Divining divine music

The Warsi Brothers Nazeer and Naseer take a walk in the cobbled streets of old city and delve into the history of qawwali and tell Serish Nanisetti the alternative meaning of spiritualism

October 20, 2011 08:14 pm | Updated August 02, 2016 03:24 pm IST

SOULFUL RENDITION Qawwali artists Nazeer Ahmed Khan Warsi and Naseer Ahmed Khan Warsi at Pather Gatti in old city of Hyderabad. Photo: Nagara Gopal

SOULFUL RENDITION Qawwali artists Nazeer Ahmed Khan Warsi and Naseer Ahmed Khan Warsi at Pather Gatti in old city of Hyderabad. Photo: Nagara Gopal

“Let my brother come, we will wait here,” says Nazeer Ahmed Khan Warsi near the Patherghati Kaman as he dips into a small box of chuna (lime) and puts it into his mouth. Once Naseer reaches the place, the brothers cut a striking figure when they walk down the cobbled streets of Mir Alam Mandi wearing their black Kashmiri topi, black bandhgala and their lips red with paan .

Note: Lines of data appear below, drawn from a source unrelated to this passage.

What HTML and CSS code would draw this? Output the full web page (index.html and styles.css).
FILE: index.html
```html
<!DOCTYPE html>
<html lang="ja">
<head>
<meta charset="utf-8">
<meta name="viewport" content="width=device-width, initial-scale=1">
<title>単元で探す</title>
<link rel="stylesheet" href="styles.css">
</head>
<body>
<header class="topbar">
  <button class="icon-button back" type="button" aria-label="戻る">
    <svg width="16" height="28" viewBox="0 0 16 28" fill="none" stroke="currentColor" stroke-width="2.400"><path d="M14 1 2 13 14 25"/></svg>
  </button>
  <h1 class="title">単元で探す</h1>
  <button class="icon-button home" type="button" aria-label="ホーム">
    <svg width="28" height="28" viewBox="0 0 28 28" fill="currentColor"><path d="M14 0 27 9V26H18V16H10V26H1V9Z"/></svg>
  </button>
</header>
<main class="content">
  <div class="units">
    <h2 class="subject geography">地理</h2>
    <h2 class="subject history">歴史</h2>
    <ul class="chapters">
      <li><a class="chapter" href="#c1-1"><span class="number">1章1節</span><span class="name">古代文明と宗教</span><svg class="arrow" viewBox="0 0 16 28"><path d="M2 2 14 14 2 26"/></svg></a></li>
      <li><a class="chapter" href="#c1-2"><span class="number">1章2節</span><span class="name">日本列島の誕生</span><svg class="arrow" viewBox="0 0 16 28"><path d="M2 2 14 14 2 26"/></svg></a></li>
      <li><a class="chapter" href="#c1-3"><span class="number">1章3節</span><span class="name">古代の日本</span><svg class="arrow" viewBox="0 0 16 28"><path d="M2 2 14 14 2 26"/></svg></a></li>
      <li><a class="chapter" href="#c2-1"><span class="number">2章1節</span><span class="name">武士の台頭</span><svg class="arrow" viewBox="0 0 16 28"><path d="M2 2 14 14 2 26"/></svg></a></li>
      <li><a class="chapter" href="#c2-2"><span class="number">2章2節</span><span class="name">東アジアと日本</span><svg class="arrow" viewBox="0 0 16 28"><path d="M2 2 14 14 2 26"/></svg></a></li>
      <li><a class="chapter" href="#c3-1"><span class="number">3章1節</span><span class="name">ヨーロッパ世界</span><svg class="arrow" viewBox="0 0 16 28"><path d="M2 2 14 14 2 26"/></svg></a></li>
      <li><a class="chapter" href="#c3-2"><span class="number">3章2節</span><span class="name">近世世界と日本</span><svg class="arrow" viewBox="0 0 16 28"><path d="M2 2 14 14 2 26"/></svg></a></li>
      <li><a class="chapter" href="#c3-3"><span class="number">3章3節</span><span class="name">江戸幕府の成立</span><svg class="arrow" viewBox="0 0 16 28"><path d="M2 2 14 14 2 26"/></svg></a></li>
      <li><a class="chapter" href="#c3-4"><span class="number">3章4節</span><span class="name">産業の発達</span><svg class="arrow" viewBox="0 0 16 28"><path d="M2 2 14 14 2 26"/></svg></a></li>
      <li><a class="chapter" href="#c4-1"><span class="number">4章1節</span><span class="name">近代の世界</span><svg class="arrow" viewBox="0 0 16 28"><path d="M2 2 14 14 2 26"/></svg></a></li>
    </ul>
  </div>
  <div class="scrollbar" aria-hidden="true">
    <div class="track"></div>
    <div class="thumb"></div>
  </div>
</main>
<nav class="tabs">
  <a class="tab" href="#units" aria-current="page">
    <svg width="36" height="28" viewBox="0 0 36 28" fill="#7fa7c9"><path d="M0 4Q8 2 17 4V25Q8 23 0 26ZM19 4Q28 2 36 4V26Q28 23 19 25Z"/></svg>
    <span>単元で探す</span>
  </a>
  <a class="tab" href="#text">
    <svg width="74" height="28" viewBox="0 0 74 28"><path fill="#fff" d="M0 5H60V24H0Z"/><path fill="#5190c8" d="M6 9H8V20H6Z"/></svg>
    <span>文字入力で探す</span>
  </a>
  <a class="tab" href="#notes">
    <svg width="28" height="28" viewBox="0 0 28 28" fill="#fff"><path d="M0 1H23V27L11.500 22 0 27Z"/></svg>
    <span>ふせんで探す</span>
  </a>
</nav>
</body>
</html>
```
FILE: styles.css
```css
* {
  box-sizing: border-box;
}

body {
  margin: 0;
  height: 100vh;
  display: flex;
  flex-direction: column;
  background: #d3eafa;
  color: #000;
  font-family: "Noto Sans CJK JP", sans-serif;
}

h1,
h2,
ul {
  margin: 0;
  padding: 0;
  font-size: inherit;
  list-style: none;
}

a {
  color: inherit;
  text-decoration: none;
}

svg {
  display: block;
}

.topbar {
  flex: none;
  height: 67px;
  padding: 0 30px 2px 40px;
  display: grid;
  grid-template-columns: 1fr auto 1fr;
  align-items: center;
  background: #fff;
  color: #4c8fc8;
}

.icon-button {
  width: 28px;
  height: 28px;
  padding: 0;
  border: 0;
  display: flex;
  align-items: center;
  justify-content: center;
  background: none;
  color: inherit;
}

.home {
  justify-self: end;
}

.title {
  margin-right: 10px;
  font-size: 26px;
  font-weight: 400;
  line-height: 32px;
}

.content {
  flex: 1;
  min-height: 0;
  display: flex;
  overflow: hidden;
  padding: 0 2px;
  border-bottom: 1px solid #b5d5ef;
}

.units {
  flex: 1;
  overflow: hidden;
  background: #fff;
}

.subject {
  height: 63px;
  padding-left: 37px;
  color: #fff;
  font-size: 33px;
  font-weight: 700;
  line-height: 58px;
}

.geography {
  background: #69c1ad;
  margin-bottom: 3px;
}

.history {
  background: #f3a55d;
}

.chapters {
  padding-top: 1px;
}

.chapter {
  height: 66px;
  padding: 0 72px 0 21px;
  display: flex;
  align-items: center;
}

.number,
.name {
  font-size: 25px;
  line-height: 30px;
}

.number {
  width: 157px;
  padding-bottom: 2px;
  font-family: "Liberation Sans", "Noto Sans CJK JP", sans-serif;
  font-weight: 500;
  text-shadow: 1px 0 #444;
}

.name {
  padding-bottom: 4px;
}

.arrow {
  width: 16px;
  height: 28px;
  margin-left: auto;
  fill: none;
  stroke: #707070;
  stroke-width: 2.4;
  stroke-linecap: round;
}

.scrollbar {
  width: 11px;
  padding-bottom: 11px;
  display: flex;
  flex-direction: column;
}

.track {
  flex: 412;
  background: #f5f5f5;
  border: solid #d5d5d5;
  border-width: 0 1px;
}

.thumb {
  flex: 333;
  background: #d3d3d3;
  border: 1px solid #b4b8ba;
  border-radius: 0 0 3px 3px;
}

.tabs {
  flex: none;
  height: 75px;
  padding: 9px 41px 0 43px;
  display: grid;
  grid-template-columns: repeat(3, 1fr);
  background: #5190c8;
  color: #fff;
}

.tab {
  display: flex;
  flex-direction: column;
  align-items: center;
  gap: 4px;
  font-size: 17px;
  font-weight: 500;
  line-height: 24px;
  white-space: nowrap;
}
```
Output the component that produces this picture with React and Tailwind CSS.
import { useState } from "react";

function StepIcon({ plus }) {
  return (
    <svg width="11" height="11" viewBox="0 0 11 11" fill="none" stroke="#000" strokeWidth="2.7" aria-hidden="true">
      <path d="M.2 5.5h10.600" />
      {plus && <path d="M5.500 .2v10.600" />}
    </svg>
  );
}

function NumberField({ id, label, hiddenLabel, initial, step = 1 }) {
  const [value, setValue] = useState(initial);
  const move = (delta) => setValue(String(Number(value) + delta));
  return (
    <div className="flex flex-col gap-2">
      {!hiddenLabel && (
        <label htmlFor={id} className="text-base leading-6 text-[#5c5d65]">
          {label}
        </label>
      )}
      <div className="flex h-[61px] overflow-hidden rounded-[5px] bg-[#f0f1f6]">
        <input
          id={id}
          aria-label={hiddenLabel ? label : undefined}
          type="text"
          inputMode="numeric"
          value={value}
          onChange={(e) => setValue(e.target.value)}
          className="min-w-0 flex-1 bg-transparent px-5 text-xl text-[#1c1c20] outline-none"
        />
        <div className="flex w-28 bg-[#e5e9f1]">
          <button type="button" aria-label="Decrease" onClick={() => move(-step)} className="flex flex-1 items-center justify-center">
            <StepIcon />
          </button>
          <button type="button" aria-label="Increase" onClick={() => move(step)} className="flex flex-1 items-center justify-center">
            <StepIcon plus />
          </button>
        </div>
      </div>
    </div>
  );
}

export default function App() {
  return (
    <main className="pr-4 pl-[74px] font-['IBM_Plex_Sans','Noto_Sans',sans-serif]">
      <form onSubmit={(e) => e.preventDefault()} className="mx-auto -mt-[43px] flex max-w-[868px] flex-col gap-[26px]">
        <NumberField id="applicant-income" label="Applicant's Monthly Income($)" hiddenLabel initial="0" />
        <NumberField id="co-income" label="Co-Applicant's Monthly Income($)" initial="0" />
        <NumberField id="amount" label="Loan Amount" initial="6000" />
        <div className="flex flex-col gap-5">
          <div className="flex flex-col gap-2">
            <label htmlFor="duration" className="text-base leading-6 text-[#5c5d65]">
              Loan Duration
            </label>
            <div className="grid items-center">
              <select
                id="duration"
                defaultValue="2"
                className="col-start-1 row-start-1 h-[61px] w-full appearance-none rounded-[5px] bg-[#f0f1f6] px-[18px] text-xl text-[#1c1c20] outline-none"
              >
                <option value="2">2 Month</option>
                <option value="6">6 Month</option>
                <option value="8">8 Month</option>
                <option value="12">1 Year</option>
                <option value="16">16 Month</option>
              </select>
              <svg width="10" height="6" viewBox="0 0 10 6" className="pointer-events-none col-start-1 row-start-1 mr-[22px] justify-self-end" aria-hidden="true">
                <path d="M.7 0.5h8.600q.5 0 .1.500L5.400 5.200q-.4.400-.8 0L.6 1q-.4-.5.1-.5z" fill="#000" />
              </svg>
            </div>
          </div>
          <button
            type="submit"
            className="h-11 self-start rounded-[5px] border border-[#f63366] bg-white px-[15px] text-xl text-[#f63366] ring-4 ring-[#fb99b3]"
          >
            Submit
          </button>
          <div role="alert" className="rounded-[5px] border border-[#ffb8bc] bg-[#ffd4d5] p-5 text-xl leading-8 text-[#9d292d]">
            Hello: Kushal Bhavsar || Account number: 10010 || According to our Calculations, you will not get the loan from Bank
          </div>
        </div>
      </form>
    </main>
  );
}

“This area has changed. People think this is the old city. This isn't. It was created less than a hundred years ago,” says Nazeer, the elder of the two, as he leads us to the top of the Qadir Yar Khan Masjid that divides the Patherghatti into two. “My family has been living in the same area since the time my ancestor Muhammed Siddique Khan was invited by the Nizam to be his court singer after the demise of Mughal Durbar in 1857,” says Nazeer. Muhammed Siddique Khan was the nephew of Tanras Khan, one of the disciples of Qawwal Bachche of Delhi Gharana created by Amir Khusro.

Now the tradition of qawwal lives on through the efforts of the Nazeer Warsi and Naseer Warsi. A flight of steps in a bylane in Miralam Mandi takes us to the first floor house of the brothers, each has a different entrance and a different name plate. Inside the small room, from under the divan two harmoniums are pulled out and the brothers break into an Amir Khusro composition:

Chhap tilak sab cheeni ray mosay naina milaikay

Prem bhatee ka madhva pilaikay

Matvali kar leeni ray mosay naina milaikay

Lines in Hindi, that mean losing identity at a glance and gaining an insight into the divine. “Qawwali is not just a style of singing the subject remains the key. We keep the purity of our tradition alive by sticking to the sufiana qawwali. We don't pander to the competitive or filmi qawwalis which can earn us more money and popularity,” says Nazeer, the more articulate of the two. He dismisses out of hand popular qawwalis like: Chadta sooraj dheere dheerey dhal jayenga or Jhoom barabar jhoom sharabi. “The style and format is that of a qawwali but it is not qawwali,” he says sternly.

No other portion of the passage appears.